Within the Metadata tab in QGIS we can find the Properties area. Let’s take two pieces of information here to breakdown.
No Data
Any pixel in the image that whose value matches the no data value will be transparent. We can set the no data value on an image, making unwanted pixels transparent. Currently the no data value is 0.
Data Type
The data type tells us the range of values we can expect in our data. In the GIS industry you may see this referred to as radiometric resolution. These images are 8 bit unsigned integer. For our purposes this means the values will range from 0 to 255.
Identifying unwanted pixels
Select an image in the table of contents, and activate the Identify Features tools. By clicking around the image you can get a sense of the values of the pixels. Click on various parts of the border in the image to get a sense of the range of values we would like to remove from the image.

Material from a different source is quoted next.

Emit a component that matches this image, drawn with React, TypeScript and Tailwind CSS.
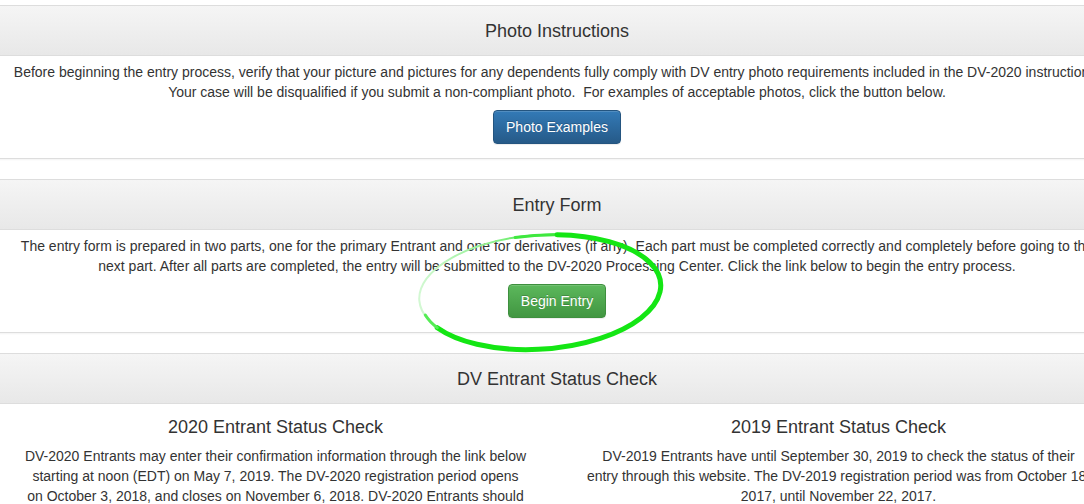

The border values consist of pixels with values 240 and higher. You may notice that this value of 240 is also present within the image, and also that there are outlier values within the border, such as scale labels, or slightly darker areas from an uneven scan. Unfortunately these artifacts will remain in the final image, but are much less noticeable than the border area since the backdrop can simply be set to white. Additionally they do add a rustic look to imagery, sometimes to the benefit of the map.
Raster Calculator
With the raster calculator we can change values that meet a condition in an image. From investigating the image I chose 240 as a threshold. We will set all values above 240 to 0:
After we run the raster calculator:
And set the no data value to 0:
And finally an improvement on our original image:
This process can be replicated for the other images and finally merged into one image. However at this point you will want to automate this process as much as possible, as depending on the number of images it may take an unreasonable amount of time to process your data with the raster calculator.
Batch processing with GDAL
Rather than manually process these images, we can use GDAL and the command line to batch process all of our images.
Here is an example of a bash script that uses GDAL to apply the above process on all jpg files within a directory.
#!/bin/bash
output_location="~/nodata_"
for f in ~/*.jpg;
do
if $f ==
gdal_calc.py -A $f --A_band=1 --outfile=$output_location${f:(-11)} --calc="A*(A<240)" --NoDataValue=0
done
The variable ‘f’ is shorthand for ‘file’. We are looping through all jpg file types, and running gdal_calc.py on the file. -A is the flag for the file name. –A is the flag for which band to use(here we explicitly use band 1). The –calc flag is our raster calculator expression, and we set the noData value to 0.
This is the same process we applied with the raster calculator, where we substitute GDAL for our UI based approach in QGIS. The benefit of processing the files this way is that we can process the entire repository of imagery with no additional manual work. For an example of how a stitched image covering a large area might look after this process, see the 1954 Toronto map.